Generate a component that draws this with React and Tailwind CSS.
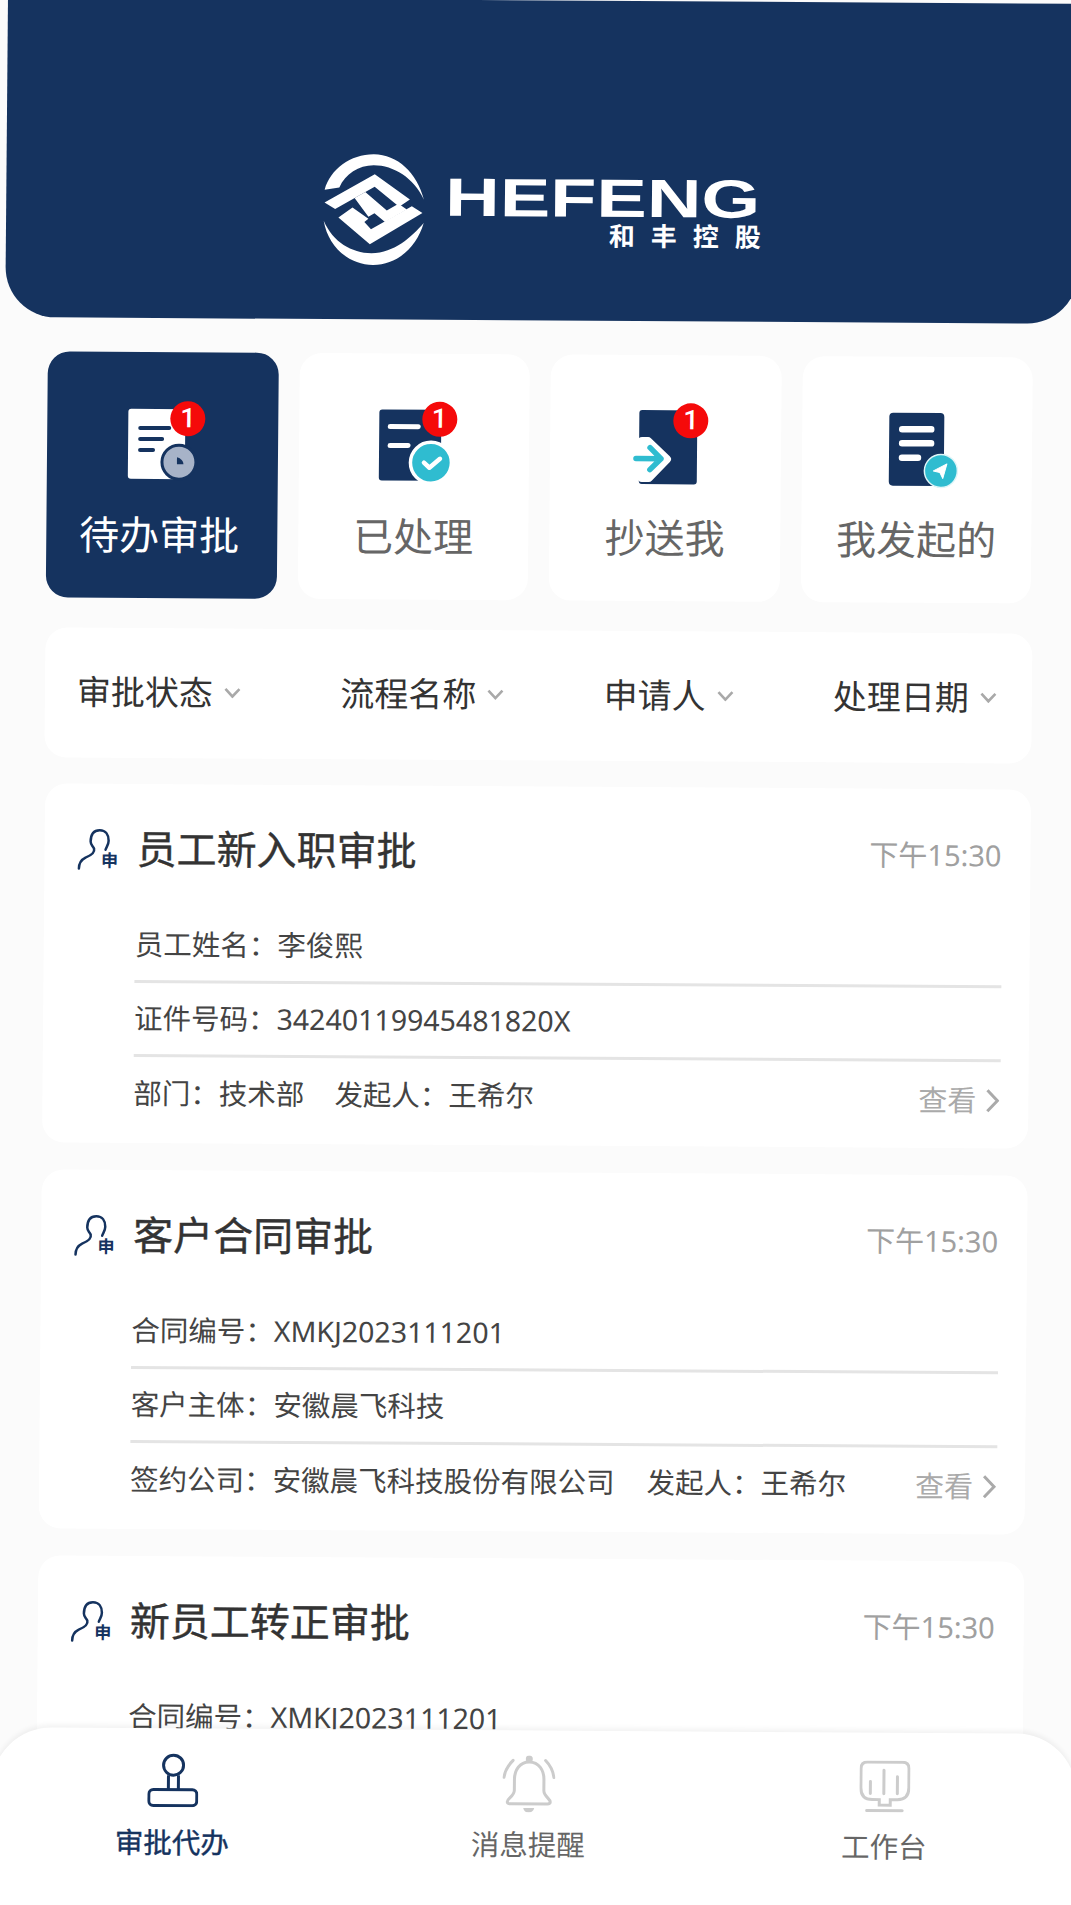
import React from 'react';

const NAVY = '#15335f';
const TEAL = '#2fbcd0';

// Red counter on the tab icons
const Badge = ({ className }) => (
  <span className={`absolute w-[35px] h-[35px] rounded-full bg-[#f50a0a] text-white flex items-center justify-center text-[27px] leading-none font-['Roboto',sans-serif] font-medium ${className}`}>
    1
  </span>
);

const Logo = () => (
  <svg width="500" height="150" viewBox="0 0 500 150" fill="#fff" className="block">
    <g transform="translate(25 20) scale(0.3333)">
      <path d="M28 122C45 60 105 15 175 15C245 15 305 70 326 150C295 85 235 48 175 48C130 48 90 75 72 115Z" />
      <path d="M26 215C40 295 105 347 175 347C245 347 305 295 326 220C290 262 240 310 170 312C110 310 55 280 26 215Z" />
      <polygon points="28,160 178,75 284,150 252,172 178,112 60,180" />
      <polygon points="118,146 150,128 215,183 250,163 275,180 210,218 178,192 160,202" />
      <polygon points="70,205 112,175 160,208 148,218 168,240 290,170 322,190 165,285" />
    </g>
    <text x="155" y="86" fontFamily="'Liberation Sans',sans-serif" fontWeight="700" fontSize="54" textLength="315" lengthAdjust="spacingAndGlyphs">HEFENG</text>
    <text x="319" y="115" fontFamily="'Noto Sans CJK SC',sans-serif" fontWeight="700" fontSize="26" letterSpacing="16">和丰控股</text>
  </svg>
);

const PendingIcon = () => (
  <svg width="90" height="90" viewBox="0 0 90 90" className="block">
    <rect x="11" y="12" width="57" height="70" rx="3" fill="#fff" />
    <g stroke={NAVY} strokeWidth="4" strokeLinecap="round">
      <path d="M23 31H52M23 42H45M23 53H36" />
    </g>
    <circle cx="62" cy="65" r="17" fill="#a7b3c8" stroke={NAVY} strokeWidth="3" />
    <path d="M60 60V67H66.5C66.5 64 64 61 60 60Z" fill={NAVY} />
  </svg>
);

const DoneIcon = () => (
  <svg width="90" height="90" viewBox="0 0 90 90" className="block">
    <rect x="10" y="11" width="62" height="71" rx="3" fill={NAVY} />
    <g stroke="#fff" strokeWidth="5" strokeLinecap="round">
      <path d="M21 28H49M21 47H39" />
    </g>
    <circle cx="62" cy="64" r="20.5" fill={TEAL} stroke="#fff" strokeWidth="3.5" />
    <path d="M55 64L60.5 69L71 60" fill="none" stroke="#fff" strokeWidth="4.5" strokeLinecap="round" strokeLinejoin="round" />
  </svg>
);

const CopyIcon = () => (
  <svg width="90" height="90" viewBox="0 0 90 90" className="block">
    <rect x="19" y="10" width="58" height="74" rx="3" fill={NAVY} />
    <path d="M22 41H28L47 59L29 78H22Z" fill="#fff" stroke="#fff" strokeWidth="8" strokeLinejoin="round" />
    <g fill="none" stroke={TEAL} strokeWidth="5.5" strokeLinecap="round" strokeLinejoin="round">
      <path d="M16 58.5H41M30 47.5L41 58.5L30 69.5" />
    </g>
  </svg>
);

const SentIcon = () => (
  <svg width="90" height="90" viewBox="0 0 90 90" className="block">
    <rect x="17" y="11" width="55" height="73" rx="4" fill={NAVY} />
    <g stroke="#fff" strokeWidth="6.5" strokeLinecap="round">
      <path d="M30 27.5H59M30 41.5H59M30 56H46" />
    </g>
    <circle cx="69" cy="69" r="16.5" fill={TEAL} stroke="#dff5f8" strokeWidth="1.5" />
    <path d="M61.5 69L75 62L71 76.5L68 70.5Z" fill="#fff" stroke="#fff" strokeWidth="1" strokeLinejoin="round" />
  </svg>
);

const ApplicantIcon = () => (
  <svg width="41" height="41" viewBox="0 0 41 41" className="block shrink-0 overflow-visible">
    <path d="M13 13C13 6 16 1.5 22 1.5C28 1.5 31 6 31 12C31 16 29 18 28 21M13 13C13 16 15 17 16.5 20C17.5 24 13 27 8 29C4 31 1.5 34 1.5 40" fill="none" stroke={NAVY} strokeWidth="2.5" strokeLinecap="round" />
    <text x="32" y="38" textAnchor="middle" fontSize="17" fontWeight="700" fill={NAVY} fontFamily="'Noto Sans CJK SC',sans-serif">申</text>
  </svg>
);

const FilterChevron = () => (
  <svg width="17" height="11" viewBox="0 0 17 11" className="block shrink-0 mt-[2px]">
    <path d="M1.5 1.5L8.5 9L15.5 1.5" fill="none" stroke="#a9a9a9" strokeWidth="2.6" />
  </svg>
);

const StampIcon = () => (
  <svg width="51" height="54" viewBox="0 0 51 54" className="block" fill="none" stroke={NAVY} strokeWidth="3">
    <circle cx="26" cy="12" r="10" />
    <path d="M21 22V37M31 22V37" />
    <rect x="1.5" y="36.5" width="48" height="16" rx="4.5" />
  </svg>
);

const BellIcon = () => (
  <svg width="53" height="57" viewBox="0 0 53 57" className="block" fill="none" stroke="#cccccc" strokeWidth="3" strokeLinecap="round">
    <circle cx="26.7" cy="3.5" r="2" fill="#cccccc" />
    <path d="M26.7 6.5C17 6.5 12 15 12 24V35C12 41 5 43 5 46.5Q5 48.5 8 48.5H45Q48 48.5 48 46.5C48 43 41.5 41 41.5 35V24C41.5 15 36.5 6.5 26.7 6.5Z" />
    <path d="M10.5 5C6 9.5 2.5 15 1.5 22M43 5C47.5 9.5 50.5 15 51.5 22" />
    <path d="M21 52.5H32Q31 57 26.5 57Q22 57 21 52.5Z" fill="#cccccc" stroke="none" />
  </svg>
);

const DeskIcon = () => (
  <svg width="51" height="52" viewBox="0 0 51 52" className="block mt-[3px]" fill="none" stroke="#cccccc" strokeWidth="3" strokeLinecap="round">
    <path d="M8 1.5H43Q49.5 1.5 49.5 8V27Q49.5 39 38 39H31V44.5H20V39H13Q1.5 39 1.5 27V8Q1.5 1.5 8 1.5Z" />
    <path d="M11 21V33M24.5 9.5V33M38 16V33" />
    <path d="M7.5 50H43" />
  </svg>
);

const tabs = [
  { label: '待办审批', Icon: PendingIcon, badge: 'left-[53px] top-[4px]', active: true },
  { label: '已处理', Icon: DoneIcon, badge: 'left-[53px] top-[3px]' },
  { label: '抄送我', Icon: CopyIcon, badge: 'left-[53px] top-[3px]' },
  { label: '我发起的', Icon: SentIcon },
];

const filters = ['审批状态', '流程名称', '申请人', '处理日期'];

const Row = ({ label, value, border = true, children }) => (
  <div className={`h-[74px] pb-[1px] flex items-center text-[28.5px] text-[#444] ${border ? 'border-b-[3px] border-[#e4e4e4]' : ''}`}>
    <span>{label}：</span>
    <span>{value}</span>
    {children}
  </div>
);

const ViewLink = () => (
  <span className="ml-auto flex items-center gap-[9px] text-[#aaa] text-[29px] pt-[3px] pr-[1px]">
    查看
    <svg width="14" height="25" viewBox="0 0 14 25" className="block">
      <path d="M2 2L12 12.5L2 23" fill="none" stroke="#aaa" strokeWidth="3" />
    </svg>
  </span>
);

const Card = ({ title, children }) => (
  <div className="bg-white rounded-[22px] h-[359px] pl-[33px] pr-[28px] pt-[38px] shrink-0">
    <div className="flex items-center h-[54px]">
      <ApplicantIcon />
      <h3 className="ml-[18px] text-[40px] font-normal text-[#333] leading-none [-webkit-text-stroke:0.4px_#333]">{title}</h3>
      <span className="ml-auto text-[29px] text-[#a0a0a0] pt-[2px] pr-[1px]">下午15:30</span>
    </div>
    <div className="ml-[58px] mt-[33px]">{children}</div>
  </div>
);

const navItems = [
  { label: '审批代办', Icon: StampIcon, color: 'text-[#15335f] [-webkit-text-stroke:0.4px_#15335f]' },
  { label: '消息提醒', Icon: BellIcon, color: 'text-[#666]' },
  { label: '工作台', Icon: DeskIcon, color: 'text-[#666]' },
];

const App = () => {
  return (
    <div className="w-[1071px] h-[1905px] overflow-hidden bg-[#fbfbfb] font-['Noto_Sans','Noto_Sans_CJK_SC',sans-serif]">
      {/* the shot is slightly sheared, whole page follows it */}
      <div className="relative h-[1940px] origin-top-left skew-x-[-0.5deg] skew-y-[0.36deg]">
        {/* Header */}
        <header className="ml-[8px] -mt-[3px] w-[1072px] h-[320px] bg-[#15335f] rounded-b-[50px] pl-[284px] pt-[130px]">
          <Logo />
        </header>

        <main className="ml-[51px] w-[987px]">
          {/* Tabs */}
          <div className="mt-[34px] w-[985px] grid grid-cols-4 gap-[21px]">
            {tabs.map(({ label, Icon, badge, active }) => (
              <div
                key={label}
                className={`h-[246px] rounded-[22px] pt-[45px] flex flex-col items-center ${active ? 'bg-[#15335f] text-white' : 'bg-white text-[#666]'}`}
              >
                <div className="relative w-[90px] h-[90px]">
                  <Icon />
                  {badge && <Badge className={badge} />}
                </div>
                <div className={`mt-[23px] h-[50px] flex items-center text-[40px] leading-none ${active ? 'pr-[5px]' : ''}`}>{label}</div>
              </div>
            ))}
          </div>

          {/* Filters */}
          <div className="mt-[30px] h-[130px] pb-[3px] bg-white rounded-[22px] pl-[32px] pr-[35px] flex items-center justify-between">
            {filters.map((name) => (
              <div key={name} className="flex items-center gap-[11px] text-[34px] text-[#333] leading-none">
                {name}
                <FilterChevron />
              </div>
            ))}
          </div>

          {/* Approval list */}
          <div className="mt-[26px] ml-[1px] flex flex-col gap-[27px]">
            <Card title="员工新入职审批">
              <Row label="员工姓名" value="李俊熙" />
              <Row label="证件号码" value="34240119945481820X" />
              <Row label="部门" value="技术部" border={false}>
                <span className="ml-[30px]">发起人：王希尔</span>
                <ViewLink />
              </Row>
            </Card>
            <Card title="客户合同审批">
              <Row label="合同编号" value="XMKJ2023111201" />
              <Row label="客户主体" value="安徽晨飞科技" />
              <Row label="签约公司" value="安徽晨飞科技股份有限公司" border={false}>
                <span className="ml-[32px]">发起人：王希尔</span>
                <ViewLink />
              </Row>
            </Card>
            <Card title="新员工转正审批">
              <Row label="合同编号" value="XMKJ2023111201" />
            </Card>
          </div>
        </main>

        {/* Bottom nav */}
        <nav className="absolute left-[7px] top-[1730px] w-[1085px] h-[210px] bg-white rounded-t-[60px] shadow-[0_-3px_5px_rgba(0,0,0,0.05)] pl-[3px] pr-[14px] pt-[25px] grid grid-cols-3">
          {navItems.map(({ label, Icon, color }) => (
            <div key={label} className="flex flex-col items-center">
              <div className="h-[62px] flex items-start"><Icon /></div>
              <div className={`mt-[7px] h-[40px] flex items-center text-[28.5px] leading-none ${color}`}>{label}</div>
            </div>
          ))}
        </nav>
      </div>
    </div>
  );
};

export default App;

§ **Prompt**
Extract all lines from the material above that include the word "React".

§ **Output for this task**
Generate a component that draws this with React and Tailwind CSS.
import React from 'react';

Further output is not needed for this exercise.